For the next few days I'm going to be perusing the various grand strategies that have been put out there over the past year or so. So far I've got Francia Fukyama's "realistic Wilsonianism," Robert Wright's "progressive realism," Lieven and Hulsman's "ethical realism," and Slaughter and Ikenberry's "Liberty under Law."

Here's my question to readers -- am I missing anything? Are there other candidate grand strategies that have been proposed in recent years that I'm overlooking?

posted by Dan on 12.11.06 at 04:33 PM




Comments:

Run For Your Life.

posted by: Bruce Moomaw on 12.11.06 at 04:33 PM [permalink]



You've already covered the realist and liberal thinking that may set the terms in which a Democratic administration will try to work. Joshua Kurlantzick in the The New Republic last February 13 gave an overview of the emerging schools of thought on Republican foreign policy after Bush.

I would also recommend Benjamin Schwarz and Christopher Layne in The Atlantic Monthly from January 1, 2002. For an overview of long-run alternatives, see also Peter Starobin's article in the National Journal from December 1, 2006.
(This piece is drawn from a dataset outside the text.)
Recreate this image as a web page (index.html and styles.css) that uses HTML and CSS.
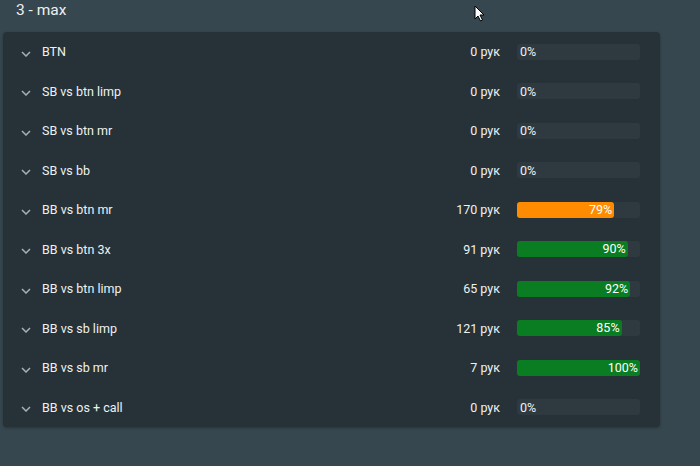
FILE: index.html
```html
<!DOCTYPE html>
<html>
<head>
<meta charset="utf-8">
<link rel="stylesheet" href="styles.css">
</head>
<body>
<div class="page">
  <h2 class="title">3 - max</h2>
  <div class="card">
    <div class="row"><span class="chev"><svg width="10" height="6" viewBox="0 0 10 6"><path d="M1 1l4 4 4-4" fill="none" stroke="#a9b0b4" stroke-width="1.5"/></svg></span><span class="name">BTN</span><span class="hands">0 рук</span><div class="track"><span class="zero">0%</span></div></div>
    <div class="row"><span class="chev"><svg width="10" height="6" viewBox="0 0 10 6"><path d="M1 1l4 4 4-4" fill="none" stroke="#a9b0b4" stroke-width="1.5"/></svg></span><span class="name">SB vs btn limp</span><span class="hands">0 рук</span><div class="track"><span class="zero">0%</span></div></div>
    <div class="row"><span class="chev"><svg width="10" height="6" viewBox="0 0 10 6"><path d="M1 1l4 4 4-4" fill="none" stroke="#a9b0b4" stroke-width="1.5"/></svg></span><span class="name">SB vs btn mr</span><span class="hands">0 рук</span><div class="track"><span class="zero">0%</span></div></div>
    <div class="row"><span class="chev"><svg width="10" height="6" viewBox="0 0 10 6"><path d="M1 1l4 4 4-4" fill="none" stroke="#a9b0b4" stroke-width="1.5"/></svg></span><span class="name">SB vs bb</span><span class="hands">0 рук</span><div class="track"><span class="zero">0%</span></div></div>
    <div class="row"><span class="chev"><svg width="10" height="6" viewBox="0 0 10 6"><path d="M1 1l4 4 4-4" fill="none" stroke="#a9b0b4" stroke-width="1.5"/></svg></span><span class="name">BB vs btn mr</span><span class="hands">170 рук</span><div class="track"><div class="fill orange" style="width:79%">79%</div></div></div>
    <div class="row"><span class="chev"><svg width="10" height="6" viewBox="0 0 10 6"><path d="M1 1l4 4 4-4" fill="none" stroke="#a9b0b4" stroke-width="1.5"/></svg></span><span class="name">BB vs btn 3x</span><span class="hands">91 рук</span><div class="track"><div class="fill green" style="width:90%">90%</div></div></div>
    <div class="row"><span class="chev"><svg width="10" height="6" viewBox="0 0 10 6"><path d="M1 1l4 4 4-4" fill="none" stroke="#a9b0b4" stroke-width="1.5"/></svg></span><span class="name">BB vs btn limp</span><span class="hands">65 рук</span><div class="track"><div class="fill green" style="width:92%">92%</div></div></div>
    <div class="row"><span class="chev"><svg width="10" height="6" viewBox="0 0 10 6"><path d="M1 1l4 4 4-4" fill="none" stroke="#a9b0b4" stroke-width="1.5"/></svg></span><span class="name">BB vs sb limp</span><span class="hands">121 рук</span><div class="track"><div class="fill green" style="width:85%">85%</div></div></div>
    <div class="row"><span class="chev"><svg width="10" height="6" viewBox="0 0 10 6"><path d="M1 1l4 4 4-4" fill="none" stroke="#a9b0b4" stroke-width="1.5"/></svg></span><span class="name">BB vs sb mr</span><span class="hands">7 рук</span><div class="track"><div class="fill green" style="width:100%">100%</div></div></div>
    <div class="row"><span class="chev"><svg width="10" height="6" viewBox="0 0 10 6"><path d="M1 1l4 4 4-4" fill="none" stroke="#a9b0b4" stroke-width="1.5"/></svg></span><span class="name">BB vs os + call</span><span class="hands">0 рук</span><div class="track"><span class="zero">0%</span></div></div>
  </div>
  <svg class="cursor" width="12" height="18" viewBox="0 0 12 18"><path d="M1 1v13l3-3 2.5 5 2-1-2.5-5h4z" fill="#fff" stroke="#000" stroke-width="1"/></svg>
</div>
</body>
</html>
```

FILE: styles.css
```css
html, body {
  margin: 0;
  padding: 0;
  background: #37474f;
  font-family: Roboto, "Liberation Sans", sans-serif;
  color: #eef1f2;
}
.page {
  position: relative;
  width: 700px;
  height: 466px;
  padding: 0 40px 0 3px;
  box-sizing: border-box;
}
.title {
  margin: 0;
  height: 32px;
  padding-left: 13px;
  font-size: 15.5px;
  font-weight: 400;
  line-height: 20px;
  color: #eef1f2;
}
.card {
  background: #263238;
  border-radius: 4px;
  box-shadow: 0 1px 3px rgba(0,0,0,0.3);
  width: 657px;
}
.row {
  height: 39.5px;
  display: flex;
  align-items: center;
  font-size: 12.5px;
}
.chev {
  width: 10px;
  margin-left: 18px;
  margin-right: 11px;
  display: flex;
  align-items: center;
  padding-top: 4px;
}
.name {
  flex: 1;
}
.hands {
  width: 100px;
  text-align: right;
  margin-right: 17px;
}
.track {
  width: 123px;
  height: 16px;
  background: #2f3a40;
  border-radius: 3px;
  margin-right: 20px;
  display: flex;
  align-items: center;
  font-size: 12.5px;
}
.zero {
  padding-left: 3px;
}
.fill {
  height: 16px;
  border-radius: 3px;
  text-align: right;
  box-sizing: border-box;
  padding-right: 2px;
  line-height: 16px;
  color: #fff;
}
.orange { background: #ff8c00; }
.green { background: #0a7d22; }
.cursor {
  position: absolute;
  left: 474px;
  top: 5px;
}
```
posted by: David Billington on 12.11.06 at 04:33 PM [permalink]



LeMay & Patton's Peace through Superior Firepower.

posted by: Mrs. Davis on 12.11.06 at 04:33 PM [permalink]



How about the offshore balancer strategy or Josef Joffe's Britain & Bismarck combination

posted by: Andrew Hart on 12.11.06 at 04:33 PM [permalink]



Say you're advising a chess player how to begin a game. You can tell him he's got a choice between the Ruy Lopez, the English Opening, and the Queen's Gambit, and this is fine. However, it will make a difference whether the chess player you're advising is named Zathras or Kasparov.

It is possible in theory to run a perfectly respectable foreign policy based on American primacy and forceful unilateralism without getting stuck on a treadmill in Iraq without any idea either how to win or get out. With a State Department fully staffed in senior positions and not headed by a Secretary whose fashion sense is her outstanding quality, one could conduct flexible diplomacy in multiple parts of the world. And there is no foreign policy doctrine that requires that the President accord the Vice President primacy among his national security advisers -- for the very good reason that no President before George Bush ever did this -- but if a President is weak enough to put himself in this position it is going to effect what his foreign policy looks like.

I think there are quite enough grand strategies floating around now. The closest I can come at the moment to adding another would be "Ismism": the conviction that it is doctrine or at least doctrinal orientation -- and not facts, institutions and personalities -- that is decisive in foreign policy. It sounds as if our foreign policy intellectuals are closer to a consensus in favor of ismism than they are with respect to any of the grand strategies Dan lists.

posted by: Zathras on 12.11.06 at 04:33 PM [permalink]



you are missing what can basically be classified as "liberal internationalism." generally, the views of those like Stiglitz, Sachs, Sen... Sweden... most of the "anti"-globalization movement...

posted by: joe m on 12.11.06 at 04:33 PM [permalink]



Dan,

Thomas Barnett--don't know that he has a school or label--but he was talking a grand bargain with Iran years before any one else. Wesley Clark has recently endorsed one of Barnett's main ideas: the creation of a cabinet level department to co-ordinate reconstruction/failed states, since neither State or Defense are equipped for the job.

posted by: Chris Dierkes on 12.11.06 at 04:33 PM [permalink]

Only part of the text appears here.